The claim that several of the prosecution witnesses were inherently incredible is without merit. While the credibility of the witnesses was certainly at issue, this is different from saying they were inherently incredible. In addition, appellate counsel has provided no record support for this claim, relying instead upon bald assertions.

There is also no merit to the claim that the 1-1/2 hour time limit placed on closing arguments requires a new trial. GCR 1963, 507.7 provides trial judges with discretionary authority to place time limits on closing arguments. See, also, People v Green, 34 Mich. App. 149; 190 NW2d 686 (1971), People v Pomranky, 62 Mich. App. 304; 233 NW2d 263 (1975).

Although the complexity, length, and gravity of the charges in the instant case are all factors militating in favor of permitting a greater quantity of time for closing arguments, we cannot say the judge abused his discretion in this case. The closing arguments were effective, thorough and analyzed fully all of the applicable issues.

Finally, there is no merit to the claim that the alleged prosecutorial and police misconduct warrants a new trial. The trial judge conducted lengthy hearings on this issue and concluded that none of the allegations warranted dismissal or a new trial. We cannot say that these findings are clearly erroneous. GCR 1963, 517.1.

VII

Defendant raised an alibi defense during trial and gave the statutorily required notice of alibi. MCL 768.20(1); MSA 28.1043(1). Defendant's alibi *173 witness testified that he was with the defendant and defendant's wife off and on during the entire day of May 11, 1978. Defendant took the stand and testified similarly. On cross-examination, the prosecutor specifically asked defendant whether he went to work that day. Hence denied that he was at work that afternoon and reasserted that he was with his friend all day.

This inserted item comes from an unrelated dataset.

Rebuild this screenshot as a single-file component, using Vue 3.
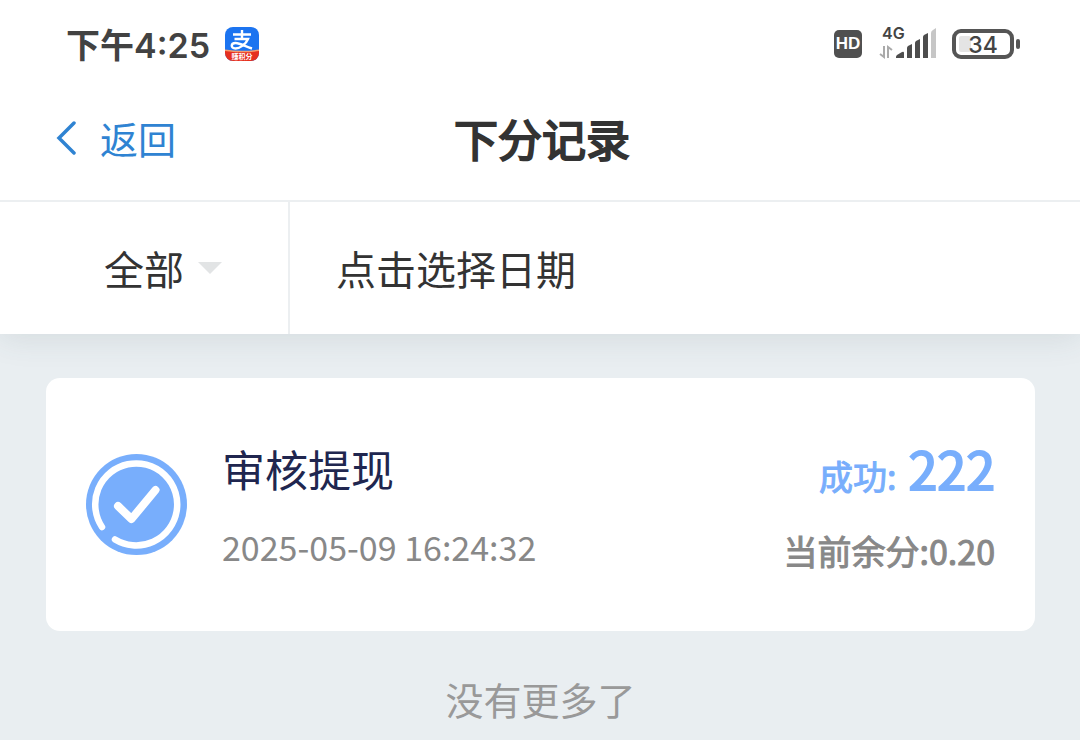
<script setup>
import { ref } from 'vue'

const filter = ref('all')
const filters = [
  { value: 'all', label: '全部' },
  { value: 'ok', label: '成功' },
  { value: 'fail', label: '失败' },
]
const records = [
  { id: 1, title: '审核提现', time: '2025-05-09 16:24:32', status: '成功:', amount: '222', balance: '当前余分:0.20' },
]
</script>

<template>
  <div class="page">
    <div class="status">
      <span class="clock">下午4:25</span>
      <svg class="app" viewBox="0 0 34 34" aria-hidden="true">
        <defs>
          <clipPath id="tile"><rect width="34" height="34" rx="8" /></clipPath>
        </defs>
        <g clip-path="url(#tile)">
          <rect width="34" height="34" fill="#1c74f0" />
          <path d="M0 23Q17 26 34 23V34H0Z" fill="#e6301f" />
          <path d="M0 22.500Q17 25 34 22.500V24Q17 26.500 0 24Z" fill="#f79a6c" />
        </g>
        <path d="M8 7.500H26M17 3V12M9.500 12H23C21 17 15 21.500 10.500 21.500C5.500 21.500 5.500 16 10.500 16C15.500 16 20 19.500 27 21.500" fill="none" stroke="#fff" stroke-width="2.400" />
        <text x="17" y="32" class="ribbon">赚积分</text>
      </svg>
      <div class="indicators">
        <span class="hd">HD</span>
        <svg class="signal" viewBox="0 -4 58 38" aria-hidden="true">
          <text x="3" y="13" class="net">4G</text>
          <g fill="none" stroke="#aaa" stroke-width="2">
            <path d="M5 20V31L1 28" />
            <path d="M9 32V21L13 24" />
          </g>
          <g fill="#4d4d4d">
            <path d="M17 32V31Q17 30 18 29L23 26Q25 25 25 27V32Z" />
            <path d="M28 32V22Q28 21 29 20L33 18V32Z" />
            <path d="M36 32V17Q36 16 37 15L41 13V32Z" />
            <path d="M44 32V11Q44 10 45 9L49 7V32Z" />
          </g>
          <path d="M52 32V7Q52 5 54 4L57 2V32Z" fill="#c6c6c6" />
        </svg>
        <svg class="battery" viewBox="0 0 68 30" aria-hidden="true">
          <rect x="2" y="2" width="58" height="26" rx="7" fill="#fff" stroke="#555" stroke-width="4" />
          <rect x="7" y="7" width="12" height="16" rx="2" fill="#e4e4e4" />
          <rect x="64" y="10" width="4" height="10" rx="2" fill="#555" />
          <text x="31" y="24" class="level">34</text>
        </svg>
      </div>
    </div>

    <header class="nav">
      <button class="back" type="button">
        <svg viewBox="0 0 20 34" aria-hidden="true">
          <path d="M18 2L3 17L18 32" fill="none" stroke="#2f83d2" stroke-width="3.500" stroke-linecap="round" />
        </svg>
        <span>返回</span>
      </button>
      <h1>下分记录</h1>
    </header>

    <div class="filters">
      <div class="type">
        <select v-model="filter" aria-label="类型">
          <option v-for="f in filters" :key="f.value" :value="f.value">{{ f.label }}</option>
        </select>
        <svg viewBox="0 0 24 12" aria-hidden="true"><path d="M0 0H24L12 12Z" fill="#e2e4e5" /></svg>
      </div>
      <button class="date" type="button">点击选择日期</button>
    </div>

    <main>
      <article v-for="r in records" :key="r.id" class="card">
        <svg class="mark" viewBox="0 0 102 102" aria-hidden="true">
          <circle cx="50.500" cy="51.500" r="50.500" fill="#78aefc" />
          <g fill="none" stroke="#fff" stroke-linecap="round" stroke-linejoin="round">
            <path d="M16 74A41 41 0 1 1 29 86.500" stroke-width="6.500" />
            <path d="M32 53L45.500 66L69.500 37" stroke-width="8" />
          </g>
        </svg>
        <div class="info">
          <h2>{{ r.title }}</h2>
          <time>{{ r.time }}</time>
        </div>
        <div class="result">
          <p class="state"><span>{{ r.status }}</span><strong>{{ r.amount }}</strong></p>
          <p class="balance">{{ r.balance }}</p>
        </div>
      </article>
      <p class="end">没有更多了</p>
    </main>
  </div>
</template>

<style>
body {
  margin: 0;
  background: #e9eef1;
}
</style>

<style scoped>
.page {
  min-height: 100vh;
  display: flex;
  flex-direction: column;
  overflow: hidden;
  background: #e9eef1;
  color: #333;
  font-family: "Noto Sans CJK SC", sans-serif;
}
button,
select {
  margin: 0;
  padding: 0;
  border: 0;
  background: none;
  color: inherit;
  font: inherit;
  cursor: pointer;
}
h1,
h2,
p {
  margin: 0;
  font-weight: 400;
}
svg {
  display: block;
  flex: none;
}
.status {
  position: relative;
  z-index: 1;
  display: flex;
  align-items: center;
  height: 76px;
  padding: 12px 60px 0 66px;
  box-sizing: border-box;
  background: #fff;
}
.clock {
  padding-top: 3px;
  font: 600 34px/44px Inter, "Noto Sans CJK SC", sans-serif;
  color: #424242;
}
.app {
  width: 34px;
  height: 34px;
  margin-left: 15px;
}
.ribbon {
  font: 700 7px "Noto Sans CJK SC", sans-serif;
  fill: #fff;
  text-anchor: middle;
}
.indicators {
  display: flex;
  align-items: center;
  margin-left: auto;
}
.hd {
  width: 28px;
  border-radius: 5px;
  background: #505050;
  color: #fff;
  text-align: center;
  font: 700 17px/28px "Liberation Sans", sans-serif;
}
.signal {
  width: 58px;
  height: 38px;
  margin: 0 15px 7px 17px;
}
.net {
  font: 600 16px Inter, sans-serif;
  fill: #444;
}
.battery {
  width: 68px;
  height: 30px;
}
.level {
  font: 500 23px Inter, sans-serif;
  fill: #444;
  text-anchor: middle;
}
.nav {
  position: relative;
  z-index: 1;
  display: grid;
  grid-template-columns: 1fr auto 1fr;
  align-items: center;
  height: 124px;
  background: #fff;
  border-bottom: 2px solid #eceff1;
}
.back {
  justify-self: start;
  display: flex;
  align-items: center;
  gap: 24px;
  padding-left: 56px;
  color: #2f83d2;
  font-size: 38px;
  line-height: 56px;
}
.back svg {
  width: 20px;
  height: 34px;
}
h1 {
  padding-left: 4px;
  font-size: 44px;
  line-height: 64px;
  -webkit-text-stroke: 2px #333;
}
.filters {
  display: flex;
  height: 132px;
  background: #fff;
  box-shadow: 0 4px 30px rgba(60, 80, 90, 0.12);
  font-size: 40px;
}
.type {
  display: flex;
  align-items: center;
  gap: 14px;
  width: 290px;
  box-sizing: border-box;
  padding-left: 104px;
  border-right: 2px solid #eceff1;
}
select {
  appearance: none;
  width: 80px;
  line-height: 60px;
}
.type svg {
  width: 24px;
  height: 12px;
}
.date {
  flex: 1;
  padding-left: 46px;
  text-align: left;
}
main {
  padding: 44px 45px 0 46px;
}
.card {
  display: flex;
  align-items: center;
  min-height: 253px;
  box-sizing: border-box;
  padding: 0 40px 2px;
  border-radius: 14px;
  background: #fff;
}
.mark {
  width: 102px;
  height: 102px;
}
.info {
  flex: 1;
  margin-left: 34px;
}
h2 {
  font-size: 43px;
  line-height: 64px;
  color: #20264f;
}
time {
  display: block;
  margin-top: 22px;
  font-size: 34px;
  line-height: 50px;
  color: #888;
}
.result {
  padding-bottom: 2px;
  text-align: right;
  font-size: 34px;
}
.state {
  color: #78aefc;
  line-height: 76px;
  -webkit-text-stroke: 1px #78aefc;
}
.state strong {
  margin-left: 12px;
  font-size: 52px;
  font-weight: 400;
  -webkit-text-stroke: 2px #78aefc;
}
.balance {
  margin-top: 12px;
  line-height: 50px;
  color: #888;
  -webkit-text-stroke: 1px #888;
}
.end {
  margin-top: 40px;
  text-align: center;
  font-size: 38px;
  line-height: 56px;
  color: #999;
}
</style>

After the defense rested, the prosecutor called as a rebuttal witness the record keeper of the Chrysler Corporation plant where defendant worked. The witness produced a time card belonging to defendant which showed that on May 11, 1978, the card had been punched in at 3:25 p.m. and punched out at 12:04 a.m.

The record reflects that the prosecutor had not given notice to defendant of all proposed alibi rebuttal witnesses prior to trial as required by MCL 768.20(2); MSA 28.1043(2). When the prosecutor called the Chrysler record keeper, however, defense counsel for defendant did not object. On appeal, defendant asserts that the trial court erred by allowing the rebuttal alibi witness to testify.

MCL 768.21(2); MSA 28.1044(2) requires that, if the prosecuting attorney fails to file and serve a notice of rebuttal upon the defendant as required by MCL 768.20(2); MSA 28.1043(2), the court shall exclude the evidence offered by the prosecution in rebuttal.

Although the aforementioned statutes are mandatory in both requiring the prosecutor to file the notice of rebuttal and requiring the court to exclude the testimony if the notice requirement is not complied with, People v Terry Alexander, 82 Mich. App. 621; 267 NW2d 466 (1978), the question remains as to whether the defendant's failure to object during trial and the failure to raise the *174 issue in the motion for a new trial waives any claim of error in spite of the mandatory language.

We conclude that defendant's failure to object has waived any claimed error. Had a timely objection been interposed, the mandatory language of MCL 768.21(2); MSA 28.1044(2) would have required that the judge exclude the proffered testimony since the statute leaves no room for discretion. In light of this failure to interpose an objection, however, we are unwilling to cast the burden on the trial judge to exclude the testimony sua sponte.

While this precise question appears to be a matter of first impression, it is clear that the prosecution can waive the statutorily required notice required of a defendant by failure to object. People v Miller, 250 Mich. 72; 229 N.W. 475 (1930), People v Luckett, 52 Mich. App. 33; 216 NW2d 460 (1974). Conversely, we see no reason why the defendant should not be deemed to have waived the notice requirement by failing to object. While numerous cases from this Court have construed MCL 768.21(2); MSA 28.1044(2) and have ruled that the language therein is mandatory, a common thread in each of the cases is that the defense counsel objected to the lack of notice. People v Diaz, 98 Mich. App. 675, 680; 296 NW2d 337 (1980), People v Coulter, 94 Mich. App. 531, 534; 288 NW2d 448 (1980), People v Wilson, 90 Mich. App. 317, 319; 282 NW2d 2 (1979), People v Fisher, 87 Mich. App. 350, 354; 274 NW2d 788 (1978), Terry Alexander, supra, 626. The failure to object in the instant case distinguishes this case from those cited above.

Affirmed.

NOTES

[*] Circuit judge, sitting on the Court of Appeals by assignment.

[1] More recently, a panel of this Court held in People v Gawthrop, 106 Mich. App. 722, 727-728; 308 NW2d 621 (1981), T.M. BURNS, J. (dissenting), that Lytal and Thomas were wrongly decided holding:

"We recognize that a prosecutor need not indorse any accomplice witness he does not anticipate calling. If, however, a prosecutor believes he might call an acomplice witness, we hold that he must indorse that accomplice, as he would any other res gestae witness. The prosecutor should designate in the information that he believes the witness is an accomplice. Should the prosecutor not wish to call that witness, he must move to strike that witness's name from the information.

"This rule provides a defendant with notice that the prosecution plans to call an accomplice. It also leaves intact the general accomplice exception, which was formulated to protect a prosecutor from calling accomplice witnesses who would be likely to perjure themselves for defendant's benefit. People v Raider [256 Mich. 131; 239 N.W. 387 (1931)]. This new rule should be applied prospectively."

Since Gawthrop applies prospectively only, it is inapplicable to the instant case.